The reader must not forget that books were very few in number at that time, and it was long before a public library was known in the land. In Boston there were many literary people, who had come hither from England, and they had a limited supply of books. So that Boston was then better supplied with books than any other part of the country, though its supply was as nothing compared with the supply now. Book-stores, instead of being supplied with thousands of volumes to suit every taste in the reading world, offered only a meagre collection of volumes, such as would be scarcely noticed now. There were no large publishing houses, issuing a new book each week-day of the year, as there are at the present time, manufacturing hundreds of cords of them every year, and sending them all over the land. Neither were there any libraries then, as we have before said. Now the Public Library of Boston offers three or four hundred thousand volumes, free to all the citizens, and that number is constantly increasing. With the Athenaeum, and other large libraries for public use, Boston offers a MILLION volumes, from which the poor printer-boy, and all other boys, can make their choice. In almost every town, too, of two thousand inhabitants, a public library is opened, where several hundred or thousand volumes are found from which to select, while private libraries of from one to thirty thousand volumes are counted by the score. The trouble with boys now is, not how to get books to read, but what they shall select from the vast number that load the shelves of libraries and book-stores. Benjamin had no trouble about selecting books; he took all he could get, and was not overburdened at that.

Another book that was of great benefit to Benjamin was an old English grammar which he bought at a book-store. He said of it, in manhood:

"While I was intent on improving my language, I met with an English grammar (I think it was Greenwood's), having at the end of it two little sketches on the Arts of Rhetoric and Logic, the latter finishing with a dispute on the Socratic method."

"What do you want of such a book as that?" inquired John Collins, when he saw it in the printing office.

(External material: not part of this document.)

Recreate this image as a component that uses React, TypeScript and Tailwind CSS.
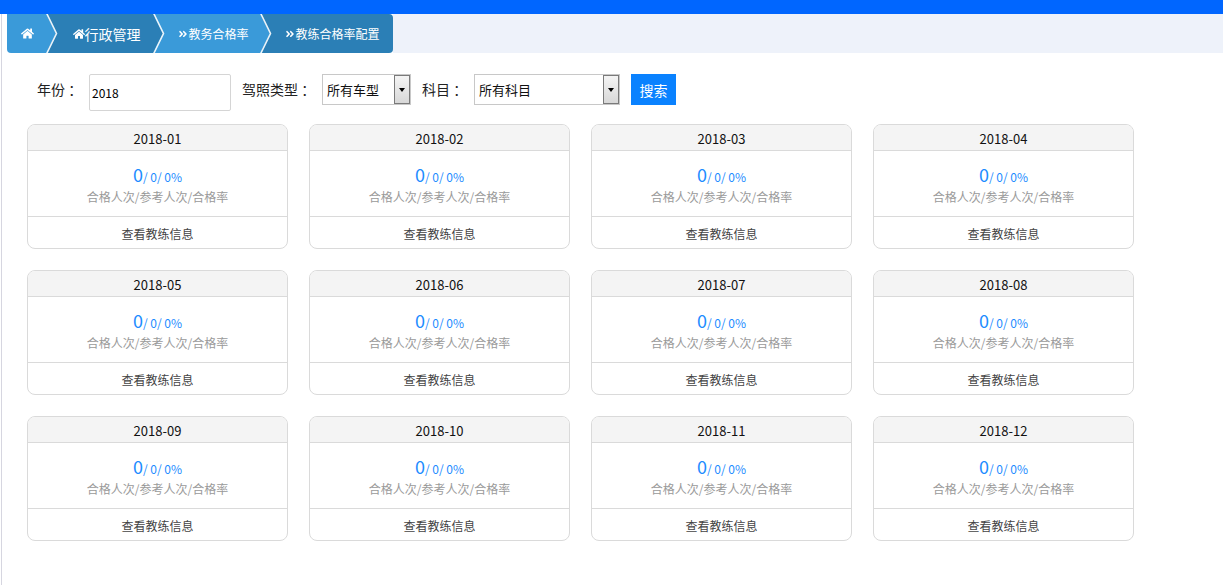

"To study, of course; I did not study grammar at school, and I want to know something about it," was Benjamin's answer.

"I expect that some knowledge of it will not come amiss," said John. "You mean to make the most of these things you can."

"I wanted the volume, too, for the chapters on Rhetoric and Logic at the end," added Benjamin.

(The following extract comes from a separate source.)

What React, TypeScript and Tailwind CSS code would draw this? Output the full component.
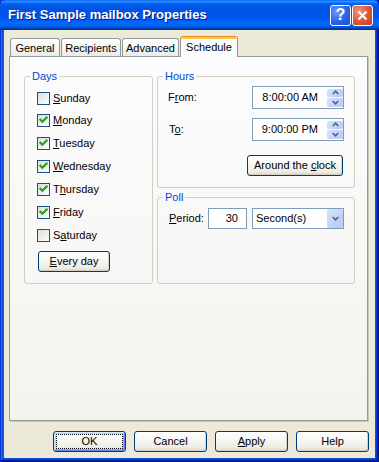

"Of what use are Rhetoric and Logic? Perhaps they may be of service to you; they would not be to me." John spoke thus because he knew nothing about them; he had never studied them.

"Every body ought to know something about them, even a printer," added Benjamin. "They have already helped me to form a better opinion of the style and value of some things I have read."

"Well, I can't get time to learn every thing. You seem to learn 'most all there is to learn, with very little time. I wish I could, but I can't, and so I won't try." John was always thus complimentary to Benjamin. He gave him full credit for all his achievements.

"I mean to learn to speak and write the English language with propriety," continued Benjamin, "and I do not know how it can be done without a knowledge of grammar; do you?"

"I know nothing about it, any way whatever. I shall not begin now; am too old. Can't teach old dogs new tricks." John's remark expressed his real views of these things. Although he was a bookish fellow, he was not inclined to go deep into literature or science.

Other books that Benjamin read were Locke's "Essay on the Understanding"; "The Art of Thinking," by Messrs. de Port-Royal; Sellers & Stumey's book on "Navigation," with many others of equal merit.

Benjamin cultivated the habit of taking notes when he read, jotting down notable facts and striking thoughts for future use. It is a capital practice, and one that has been followed by nearly all learners who have distinguished themselves in scholarship. He realized the advantages of the method to such a degree that, in manhood, he addressed the following letter from London to a bright girl in whose education he was very much interested:

"CRAVEN STREET, May 16, 1760.

"I send my good girl the books I mentioned to her last night. I beg her to accept of them as a small mark of my esteem and friendship. They are written in the familiar, easy manner for which the French are so remarkable, and afford a good deal of philosophic and practical knowledge, unembarrassed with the dry mathematics used by more exact reasoners, but which is apt to discourage young beginners.

"I would advise you to read with a pen in your hand, and enter in a little book short hints of what you find that is curious, or that may be useful; for this will be the best method of imprinting such particulars in your memory, where they will be ready, either for practice on some future occasion, if they are matters of utility, or, at least, to adorn and improve your conversation, if they are rather points of curiosity; and, as many of the terms of science are such as you can not have met with in your common reading, and may therefore be unacquainted with, I think it would be well for you to have a good dictionary at hand, to consult immediately when you meet with a word you do not comprehend the precise meaning of.

"This may, at first, seem troublesome and interrupting; but it is a trouble that will daily diminish, as you will daily find less and less occasion for your dictionary, as you become more acquainted with the terms; and, in the mean time, you will read with more satisfaction, because with more understanding. When any point occurs in which you would be glad to have further information than your book affords you, I beg you would not in the least apprehend that I should think it a trouble to receive and answer your questions. It will be a pleasure, and no trouble. For though I may not be able, out of my own little stock of knowledge, to afford you what you require, I can easily direct you to the books where it may most readily be found.

"Adieu, and believe me ever, my dear friend,

"B. FRANKLIN."

Reading with pen or pencil in hand fixes the attention, assists method, strengthens purpose, and charges memory with its sacred trust. A note-book for this purpose is the most convenient method of preserving these treasures. Professor Atkinson, of the Massachusetts Institute of Technology, advises students thus:

"Gather up the scraps and fragments of thought on whatever subject you may be studying—for, of course, by a note-book I do not mean a mere receptacle for odds and ends, a literary dust-bin—but acquire the habit of gathering every thing, whenever and wherever you find it, that belongs in your lines of study, and you will be surprised to see how such fragments will arrange themselves into an orderly whole by the very organizing power of your own thinking, acting in a definite direction. This is a true process of self-education; but you see it is no mechanical process of mere aggregation. It requires activity of thought—but without that what is any reading but mere passive amusement? And it requires method. I have myself a sort of literary bookkeeping. I keep a day-book, and, at my leisure, I post my literary accounts, bringing together in proper groups the fruits of much casual reading."